The verdict? Well, I am in love with the 5-spice powder, that much is obvious. The subtle hit of anise, mixed with warm spices and, my favorite, ginger, is really wonderful. And the muffins? Surprisingly enough, they were a hit, too. Even Jonathan sang his praises, despite the relative healthiness of this recipe and the chunks of chopped, crystallized ginger that I couldn't help but add to the batter.

It turns out that jicama, when grated and added to baked goods, lends an apple-y sweetness and plenty of moisture, almost like carrot or zucchini in their respective baking applications. And the ginger, of course, is perfect with the flavor of the 5-spice. It also serves to add a little extra sweetness to these generally not-too-sweet muffins. While I found the mini size to be perfect for these muffins, I've received several (OK, one) request to make them standard size in the future. That must be a good sign, right?

As always, a couple of notes: I grated the jicama for these muffins using the large holes of a box grater. Once grated, I gave the jicama a good, hard squeeze to get rid of extra water. I then fluffed with a fork and measured. I decided to weigh the jicama, because when it comes to volume of grated, squeezed, fluffed jicama, my 2 cups could be somebody else's quart, or teaspoon, for that matter. So, 200 grams of squeezed jicama it is. But if you have to use volume, shoot for about 2 cups. Or a big ole' bunch, or a small-sized bulb's worth...you get the idea.


When mixing up the batter for these, you'll see that it is at first very dry. This is because the jicama has lots of moisture, and a wet batter will results in overly chewy, gummy muffins. And I like my muffins a tad on the crumbly side. So, just keep stirring and smooshing until the batter is uniform and moist. It should be a bit stiff, but definitely still muffin batter-y. If it is truly too dry, add a splash or two of milk to moisten things up.

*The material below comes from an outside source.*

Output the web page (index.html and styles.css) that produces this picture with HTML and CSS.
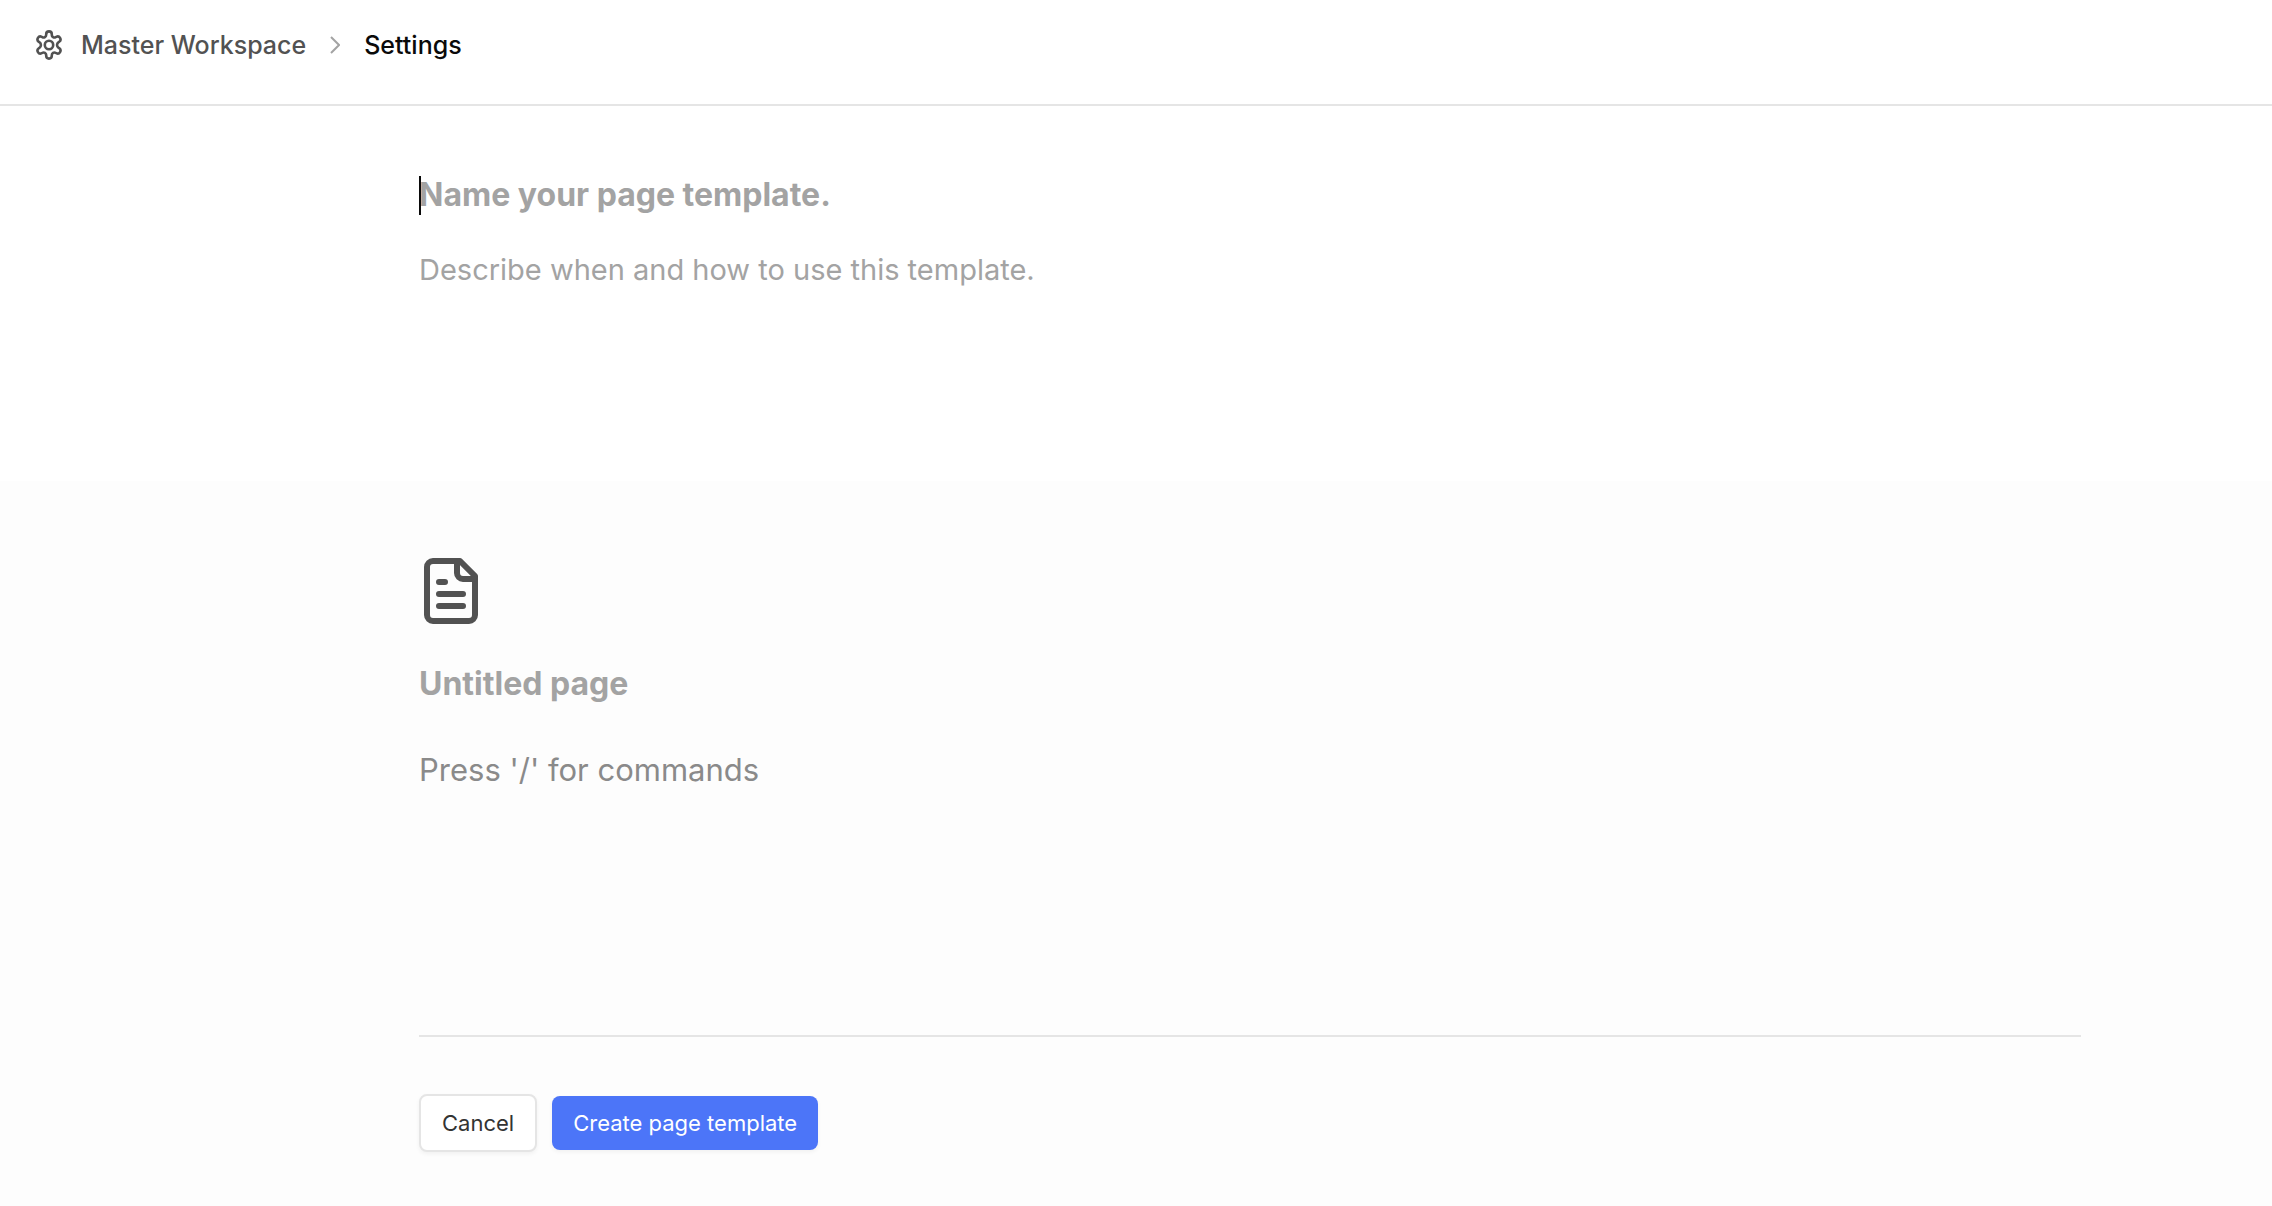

Finally, I used cottage cheese for the afore-mentioned reasons, which necessitates a spin in the food processor (to get rid of the chunks). Although I haven't tried it, using yogurt, sour cream, mascarpone, or some other soft dairy product would probably be fine, too. I'll leave it to you, and to whatever your fridge happens to be demanding of you at the moment. Enjoy!

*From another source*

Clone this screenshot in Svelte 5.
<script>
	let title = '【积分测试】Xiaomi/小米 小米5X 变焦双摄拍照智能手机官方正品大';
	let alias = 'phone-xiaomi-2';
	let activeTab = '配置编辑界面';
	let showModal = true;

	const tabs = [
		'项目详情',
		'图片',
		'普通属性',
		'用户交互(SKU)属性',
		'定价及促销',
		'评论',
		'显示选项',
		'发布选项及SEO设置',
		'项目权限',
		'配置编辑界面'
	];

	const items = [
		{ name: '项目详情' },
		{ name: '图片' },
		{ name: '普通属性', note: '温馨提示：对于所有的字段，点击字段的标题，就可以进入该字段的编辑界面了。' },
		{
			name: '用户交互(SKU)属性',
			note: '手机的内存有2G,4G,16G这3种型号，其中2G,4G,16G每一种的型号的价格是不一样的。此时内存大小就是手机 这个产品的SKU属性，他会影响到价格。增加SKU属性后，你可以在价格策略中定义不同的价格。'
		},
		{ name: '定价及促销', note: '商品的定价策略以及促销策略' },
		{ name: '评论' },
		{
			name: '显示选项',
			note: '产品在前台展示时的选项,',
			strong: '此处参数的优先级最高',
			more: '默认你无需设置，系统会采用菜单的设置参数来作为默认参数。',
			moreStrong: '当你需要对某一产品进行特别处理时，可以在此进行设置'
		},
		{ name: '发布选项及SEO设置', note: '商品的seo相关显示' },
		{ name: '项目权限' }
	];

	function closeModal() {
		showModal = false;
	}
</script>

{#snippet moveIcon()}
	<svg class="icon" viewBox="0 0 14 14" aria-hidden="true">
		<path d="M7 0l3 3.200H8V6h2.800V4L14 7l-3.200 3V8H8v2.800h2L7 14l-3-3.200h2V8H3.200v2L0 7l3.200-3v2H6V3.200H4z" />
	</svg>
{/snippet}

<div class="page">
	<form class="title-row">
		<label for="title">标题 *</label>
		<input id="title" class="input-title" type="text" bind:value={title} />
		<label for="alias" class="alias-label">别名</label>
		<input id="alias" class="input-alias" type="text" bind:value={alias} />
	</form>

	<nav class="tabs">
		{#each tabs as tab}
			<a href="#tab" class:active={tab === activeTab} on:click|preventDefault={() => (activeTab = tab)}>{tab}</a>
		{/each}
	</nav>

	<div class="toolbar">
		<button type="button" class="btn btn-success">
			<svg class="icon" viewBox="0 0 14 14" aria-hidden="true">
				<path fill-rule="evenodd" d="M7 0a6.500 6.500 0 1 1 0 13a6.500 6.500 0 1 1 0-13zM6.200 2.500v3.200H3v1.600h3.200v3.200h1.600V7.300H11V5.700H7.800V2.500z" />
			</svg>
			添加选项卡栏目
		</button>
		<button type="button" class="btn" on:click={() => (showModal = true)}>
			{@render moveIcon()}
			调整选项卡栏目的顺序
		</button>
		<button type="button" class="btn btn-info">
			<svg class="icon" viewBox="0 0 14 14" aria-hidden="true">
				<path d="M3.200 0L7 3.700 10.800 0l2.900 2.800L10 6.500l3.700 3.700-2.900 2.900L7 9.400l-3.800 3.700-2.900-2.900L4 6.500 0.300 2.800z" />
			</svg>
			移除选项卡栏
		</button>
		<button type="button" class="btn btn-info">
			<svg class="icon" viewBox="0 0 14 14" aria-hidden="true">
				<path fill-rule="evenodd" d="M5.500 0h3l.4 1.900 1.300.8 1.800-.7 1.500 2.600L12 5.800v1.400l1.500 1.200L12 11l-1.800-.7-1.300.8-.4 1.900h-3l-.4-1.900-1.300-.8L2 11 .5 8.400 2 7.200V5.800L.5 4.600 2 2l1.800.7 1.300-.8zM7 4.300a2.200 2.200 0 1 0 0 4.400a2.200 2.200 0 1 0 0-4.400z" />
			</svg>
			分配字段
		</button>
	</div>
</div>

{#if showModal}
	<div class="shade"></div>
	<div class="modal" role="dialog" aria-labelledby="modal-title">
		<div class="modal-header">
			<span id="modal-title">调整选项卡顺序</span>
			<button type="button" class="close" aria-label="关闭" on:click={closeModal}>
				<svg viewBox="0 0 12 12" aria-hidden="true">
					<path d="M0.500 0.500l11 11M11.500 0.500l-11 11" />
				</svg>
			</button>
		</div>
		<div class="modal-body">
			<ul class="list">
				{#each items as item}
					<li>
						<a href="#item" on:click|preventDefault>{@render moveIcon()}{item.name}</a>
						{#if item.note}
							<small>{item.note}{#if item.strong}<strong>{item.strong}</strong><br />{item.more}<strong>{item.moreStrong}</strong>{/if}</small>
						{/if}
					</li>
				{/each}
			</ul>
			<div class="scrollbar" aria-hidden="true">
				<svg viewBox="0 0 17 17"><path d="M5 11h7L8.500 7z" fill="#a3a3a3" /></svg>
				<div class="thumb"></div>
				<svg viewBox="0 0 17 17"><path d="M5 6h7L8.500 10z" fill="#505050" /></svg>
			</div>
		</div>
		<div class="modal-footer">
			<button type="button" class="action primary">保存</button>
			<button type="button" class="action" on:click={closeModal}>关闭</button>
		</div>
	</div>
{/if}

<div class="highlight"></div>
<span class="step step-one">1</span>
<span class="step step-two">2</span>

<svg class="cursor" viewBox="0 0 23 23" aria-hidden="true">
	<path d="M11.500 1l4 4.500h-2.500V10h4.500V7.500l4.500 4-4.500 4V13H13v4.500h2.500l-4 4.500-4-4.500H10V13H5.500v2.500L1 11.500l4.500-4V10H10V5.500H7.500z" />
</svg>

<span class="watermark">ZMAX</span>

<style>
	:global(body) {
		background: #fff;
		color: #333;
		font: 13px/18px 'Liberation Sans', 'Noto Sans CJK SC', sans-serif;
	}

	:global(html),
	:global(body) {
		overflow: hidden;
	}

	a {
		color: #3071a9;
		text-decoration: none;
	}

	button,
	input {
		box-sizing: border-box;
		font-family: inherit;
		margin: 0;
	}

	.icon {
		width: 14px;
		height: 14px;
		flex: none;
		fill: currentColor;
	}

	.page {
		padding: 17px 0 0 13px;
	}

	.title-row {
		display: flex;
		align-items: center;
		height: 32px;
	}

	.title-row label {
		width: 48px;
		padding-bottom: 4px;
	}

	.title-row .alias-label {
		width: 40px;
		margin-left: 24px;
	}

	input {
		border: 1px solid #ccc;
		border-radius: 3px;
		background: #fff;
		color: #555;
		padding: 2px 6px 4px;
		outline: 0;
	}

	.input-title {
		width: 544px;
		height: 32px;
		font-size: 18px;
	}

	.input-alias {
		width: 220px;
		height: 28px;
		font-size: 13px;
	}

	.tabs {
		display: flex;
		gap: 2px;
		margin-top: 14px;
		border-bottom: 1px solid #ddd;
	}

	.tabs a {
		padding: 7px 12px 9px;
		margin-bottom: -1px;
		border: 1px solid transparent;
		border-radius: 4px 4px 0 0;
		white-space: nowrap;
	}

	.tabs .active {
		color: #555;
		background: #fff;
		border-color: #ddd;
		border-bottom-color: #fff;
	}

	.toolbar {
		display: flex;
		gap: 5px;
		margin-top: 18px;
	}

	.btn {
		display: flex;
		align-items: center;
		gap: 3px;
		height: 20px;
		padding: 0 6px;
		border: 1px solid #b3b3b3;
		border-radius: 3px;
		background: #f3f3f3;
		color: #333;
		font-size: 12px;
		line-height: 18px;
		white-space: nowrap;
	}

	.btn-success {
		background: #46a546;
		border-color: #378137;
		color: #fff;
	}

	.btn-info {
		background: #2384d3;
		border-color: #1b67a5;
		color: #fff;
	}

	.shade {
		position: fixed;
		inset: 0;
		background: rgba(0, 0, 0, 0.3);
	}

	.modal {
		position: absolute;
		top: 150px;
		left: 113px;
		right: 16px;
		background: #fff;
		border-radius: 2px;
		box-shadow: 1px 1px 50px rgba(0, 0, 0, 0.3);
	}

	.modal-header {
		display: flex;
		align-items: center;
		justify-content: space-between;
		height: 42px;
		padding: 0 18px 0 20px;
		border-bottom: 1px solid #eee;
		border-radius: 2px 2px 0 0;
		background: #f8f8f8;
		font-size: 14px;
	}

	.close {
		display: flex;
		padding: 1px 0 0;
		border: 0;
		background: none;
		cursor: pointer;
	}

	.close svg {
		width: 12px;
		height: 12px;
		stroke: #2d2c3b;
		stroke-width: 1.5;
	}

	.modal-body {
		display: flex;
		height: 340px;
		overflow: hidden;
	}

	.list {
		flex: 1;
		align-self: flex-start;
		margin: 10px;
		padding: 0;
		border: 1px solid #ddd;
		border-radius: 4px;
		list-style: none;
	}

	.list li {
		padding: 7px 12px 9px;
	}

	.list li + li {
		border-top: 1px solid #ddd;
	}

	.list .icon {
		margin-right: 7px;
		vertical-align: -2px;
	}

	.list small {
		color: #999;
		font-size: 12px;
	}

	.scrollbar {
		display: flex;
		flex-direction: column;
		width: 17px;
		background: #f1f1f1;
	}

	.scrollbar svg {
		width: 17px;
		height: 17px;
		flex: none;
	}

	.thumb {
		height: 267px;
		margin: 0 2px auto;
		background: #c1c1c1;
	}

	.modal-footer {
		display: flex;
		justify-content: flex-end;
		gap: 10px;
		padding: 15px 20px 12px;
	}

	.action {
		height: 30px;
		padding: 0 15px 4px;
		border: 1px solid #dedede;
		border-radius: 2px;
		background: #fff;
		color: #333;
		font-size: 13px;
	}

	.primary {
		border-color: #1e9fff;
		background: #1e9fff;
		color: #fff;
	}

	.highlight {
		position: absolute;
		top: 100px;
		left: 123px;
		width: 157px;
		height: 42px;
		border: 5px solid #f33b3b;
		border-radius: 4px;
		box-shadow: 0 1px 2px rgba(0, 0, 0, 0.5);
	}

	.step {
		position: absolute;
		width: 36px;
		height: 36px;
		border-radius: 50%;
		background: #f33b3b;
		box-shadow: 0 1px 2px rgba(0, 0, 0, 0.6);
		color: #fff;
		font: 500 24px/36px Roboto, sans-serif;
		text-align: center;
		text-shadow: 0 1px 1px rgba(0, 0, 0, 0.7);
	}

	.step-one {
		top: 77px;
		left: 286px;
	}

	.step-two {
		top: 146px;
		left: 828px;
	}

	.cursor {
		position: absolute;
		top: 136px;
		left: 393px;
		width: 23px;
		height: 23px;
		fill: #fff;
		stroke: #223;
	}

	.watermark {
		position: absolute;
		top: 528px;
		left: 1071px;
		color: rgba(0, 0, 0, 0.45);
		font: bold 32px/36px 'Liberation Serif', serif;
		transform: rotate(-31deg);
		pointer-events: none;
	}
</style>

Jicamuffins (makes 24 mini-muffins)

1 1/2 c. whole wheat pastry flour
2 tbs. turbinado sugar
1 1/2 tsp. baking powder
1/2 tsp. baking soda
1/2 tsp. salt
1/2 tsp. Chinese 5-spice powder
1 tsp. ground ginger
1/2 tsp. cinnamon
pinch ground nutmeg
200 grams grated, squeezed jicama (about 2 c.)
1/4 c. chopped crystallized ginger
1/2 c. cottage cheese
1 egg
2 tbs. olive oil
1/4 c. applesauce
1 tbs. agave nectar or honey

Directions:

Mix flour, sugar, salt, baking powder, baking soda, and spices in a mixing bowl, and set aside. In the bowl of a food processor, combine the cottage cheese, applesauce, agave, oil, and egg. Blend until smooth, and set aside. Grate a large chunk of jicama using a box grater, and thoroughly squeeze to remove excess water. Once squeezed, weigh jicama using a kitchen scale - you should have 200 grams, or about 2 cups' worth of squeezed, fluffed jicama. Add wet ingredients, jicama, and ginger to the flour mixture and stir to combine. The batter will seem very dry at first, but continue mixing; the jicama will still have plenty of moisture to release to create a stiff muffin batter. Drop heaping tablespoons of batter into mini-muffin tins, filling to the top. Bake at 375 degrees for about 18 minutes, until golden brown and firm to the touch.